When Microsoft positioned the Xbox One as a centralized media hub, the OTT market was far less dynamic. Today, many households have three or more OTT subscriptions and, with the greatly increased investments in original programming, there is a significant amount of content to filter through. By acting as a centralized hub, Comcast and other pay TV services could fulfill a relatively unique roll, helping to bring some differentiation and added value. This is where Flex stands as an interesting proposition: by making Xfinity Flex free to all Internet-only subscribers, Comcast effectively introduces a channel to upsell these customers with linear programing and cloud DVR services down the road. Additionally, Flex uses a similar grid-style guide system as the X1 platform, which makes for a good UI, but perhaps more importantly it makes the transition to linear and more traditional pay TV services more seamless with an integrated UI.

Cross-Platform (and Applications) a Winning Formula

RECOMMENDATIONS


Media content has quickly become more fragmented and disperse; the days when consumers knew what content to look forward to are long gone, changing with the progression from theatrical releases to home video to pay/broadcast TV. Today, many of the largest OTT players offer and continue to invest large sums of capital into original programming, which both creates an uneven release schedule and amplifies the difficulties of finding new content to consume. To address this fragmentation, cross-platform approaches are joining the ranks of standardization as a means to help codify these fragmented pieces and ultimately create synergies between services. Cross-platform does not solely apply to the media and entertainment markets but extends to other markets like smart home and Internet of Things (IoT) as well. As the complexities of these interactions increase, the need to reach deeper and more granular levels of personalization will grow in kind. To this end, companies like Comcast are already moving beyond simple searches across typical classes of metadata—for example, searches by genre, actors, or types of films. Gracenote/Nielsen is exploring multiple layers of more nuanced metadata, including emotions, while others like Vionlabs are using Machine Learning (ML) and Artificial Intelligence (AI) to create digital fingerprints of content that similarly enable much richer and deeper levels of search and recommendation, including recommending films that might span different genres but share other commonalities like including certain action sequences or eliciting similar emotions. Recommendations can also be more varied—for example, after completing a movie the viewer could be offered to watch titles that are similar and dissimilar (e.g., after a horror movie the user might not want to watch another horror film but prefer to watch a comedy).

There was a time when broadband providers worried they would simply become a generic data pipe for these services, which prompted some to invest in in-house OTT services and content, but operators like Comcast are showcasing how an operator can leverage their suite of technologies and role as a centralized hub. As new services come online, like cloud gaming, operators (both pay TV and mobile) will increasingly find value as the aggregator, rather than a closed walled garden. Operators will, and should continue to, offer in-house services, but remain open to third party opportunities as well. Video is only one facet of the larger whole and when you factor in other applications and opportunities (e.g., smart home, network management) the value of the aggregator or centralized hub grows in kind –this is why fears of serving as the main nexus point for a user’s Internet use is no longer warranted, in fact it is quickly becoming increasingly valuable to do so.
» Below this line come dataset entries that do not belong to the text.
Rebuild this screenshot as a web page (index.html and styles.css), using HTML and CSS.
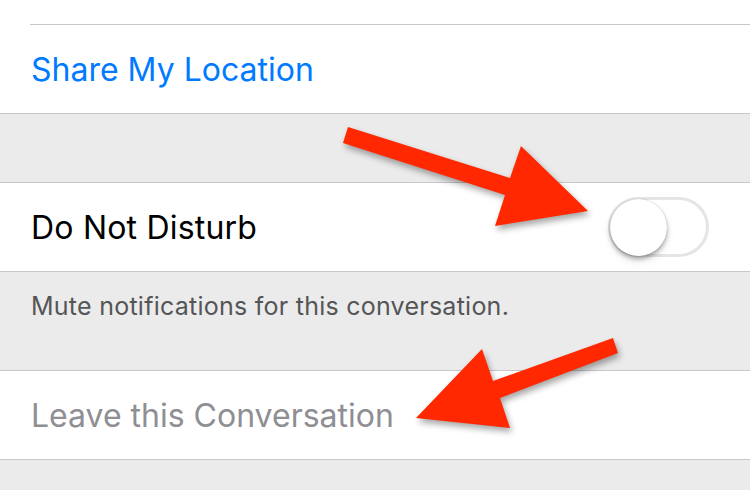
FILE: index.html
```html
<!DOCTYPE html>
<html lang="en">
<head>
    <meta charset="UTF-8">
    <meta name="viewport" content="width=device-width, initial-scale=1.0">
    <title>Conversation Details</title>
    <link rel="stylesheet" href="styles.css">
</head>
<body>
    <div class="screen">
        <div class="cell-stub"></div>
        <div class="separator inset"></div>
        <div class="cell">
            <span class="cell-link">Share My Location</span>
        </div>
        <div class="separator"></div>
        <div class="group-gap"></div>
        <div class="separator"></div>
        <div class="cell">
            <span class="cell-label">Do Not Disturb</span>
            <span class="switch">
                <span class="switch-knob"></span>
            </span>
        </div>
        <div class="separator"></div>
        <div class="group-footer">Mute notifications for this conversation.</div>
        <div class="separator"></div>
        <div class="cell">
            <span class="cell-disabled">Leave this Conversation</span>
        </div>
        <div class="separator"></div>
        <div class="group-gap"></div>

        <!-- annotation arrows drawn over the screenshot -->
        <svg class="arrows" width="750" height="490" viewBox="0 0 750 490">
            <polygon class="arrow" points="348,127 510,178 521,146 588,211 495,226 505,195 343,143"/>
            <polygon class="arrow" points="613,338 618,353 500,398 510,428 416,418 482,349 493,381"/>
        </svg>
    </div>
</body>
</html>
```

FILE: styles.css
```css
body {
    margin: 0;
    font-family: Inter, "Noto Sans", sans-serif;
    background-color: #ebebeb;
}

.screen {
    position: relative;
    width: 750px;
    height: 490px;
    overflow: hidden;
    background-color: #ebebeb;
}

.cell-stub {
    height: 24px;
    background-color: #fff;
}

.separator {
    height: 1px;
    background-color: #c8c7cc;
}

.separator.inset {
    border-left: 30px solid #fff;
}

.cell {
    display: flex;
    align-items: center;
    justify-content: space-between;
    height: 88px;
    padding: 0 41px 0 31px;
    background-color: #fff;
}

.cell-link {
    font-size: 32px;
    color: #007aff;
}

.cell-label {
    font-size: 32px;
    letter-spacing: 0.2px;
    color: #000;
}

.cell-disabled {
    font-size: 32px;
    color: #8e8e93;
}

.group-gap {
    height: 68px;
}

.group-footer {
    height: 98px;
    box-sizing: border-box;
    padding: 19px 31px 0;
    font-size: 25px;
    letter-spacing: 0.25px;
    color: #555557;
}

.switch {
    position: relative;
    width: 101px;
    height: 60px;
    box-sizing: border-box;
    border: 3px solid #e5e5e5;
    border-radius: 30px;
    background-color: #fff;
}

.switch-knob {
    position: absolute;
    left: -1px;
    top: -1px;
    width: 57px;
    height: 57px;
    border-radius: 50%;
    background-color: #fff;
    box-shadow: 0 3px 4px rgba(0, 0, 0, 0.3), 0 0 1px rgba(0, 0, 0, 0.25), 0 6px 10px rgba(0, 0, 0, 0.08);
}

.arrows {
    position: absolute;
    left: 0;
    top: 0;
}

.arrow {
    fill: #ff2800;
    filter: drop-shadow(2px 4px 3px rgba(0, 0, 0, 0.35));
}
```
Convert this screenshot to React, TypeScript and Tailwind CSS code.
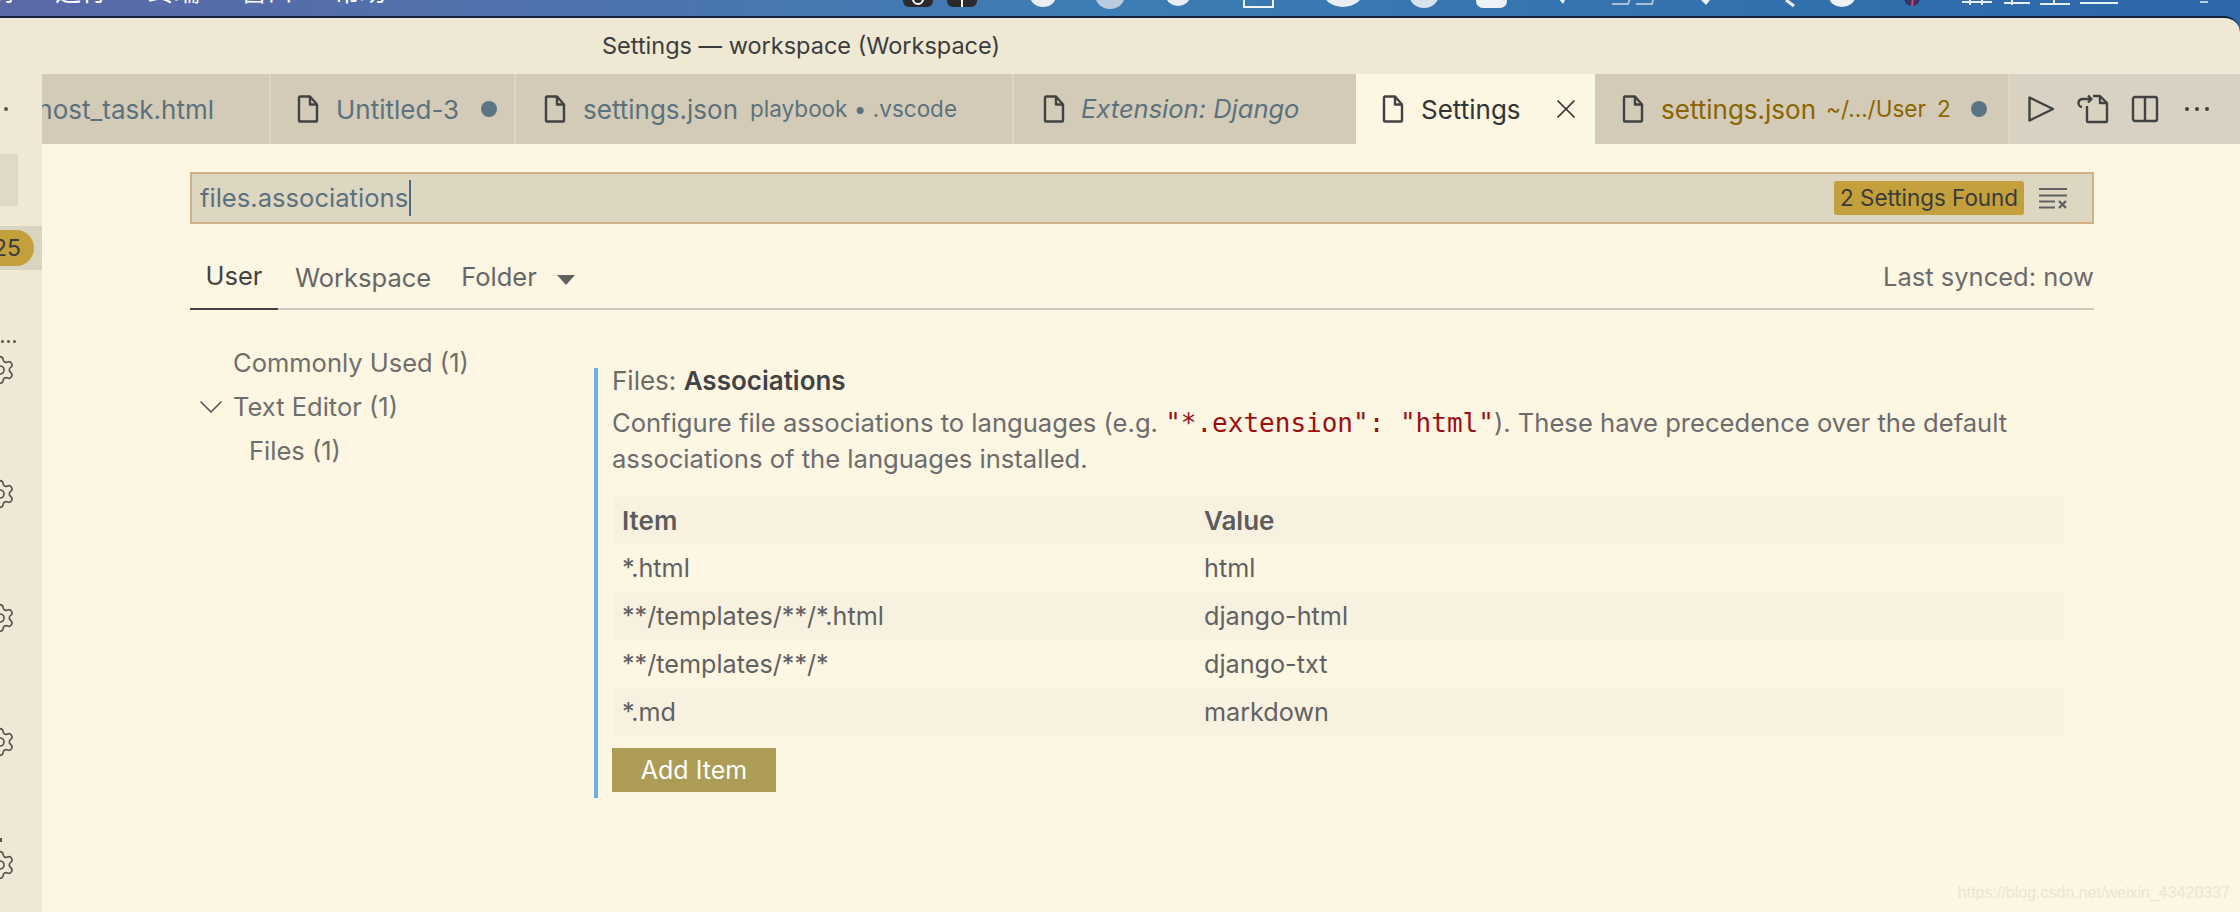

The shift to Direct to Consumer (DTC) is a prime example in which services like Netflix can no longer differentiate on video content aggregation alone—some content like Disney, NBCU, Warner Media, etc. will simply no longer be available. In this case Netflix’s focus on original programming will help it weather the storm as new services launch but creates further fragmentation within the video space. The same is happening in other markets as well as more companies look for ways to forge more direct relationships with their end users. This is where the value as an aggregator becomes critical, not only to help with content recommendations but also to create a more complete user experience that can engender synergies between services and platforms that would otherwise face a number of challenges. For example, a family that likes to have a Friday movie night might search online for takeout, search for a movie, ask their virtual assistant to dim the lights, and then turn off their mobile devices. An operator on the other hand can recommend a list of movies across a range of services, suggest food delivery options (and possibly facilitate the ordering process), and then, when prompted, set the viewing environment (e.g., dimming or turning off the lights, putting a hold on Internet connectivity to mobile devices to avoid disruptions, etc.). In effect the service becomes a critical tool for the household to use through many touchpoints, not just as a channel for video, broadband, home security, etc. alone or in silos. Serving as the centralized aggregation point also produces a wealth of cross-platform user information that historically has been difficult to collect—privacy issues are certainly of paramount importance, but with adherence to consumer-friendly practices the operator can become a trusted arbiter of this information, especially when this data is used in ways that bring value to the user.   

Ultimately, these interactions should lead to more personalized user experiences. While it might not be at the level of each individual household member, some viewing characteristics can be gleaned by analyzing overall user behavior. While privacy issues put a damper on how extensively this data could be used, it still needs to impact how future services and features adapt to each user/household and, by doing so, create enough value to increase switching costs and extract additional consumer surplus.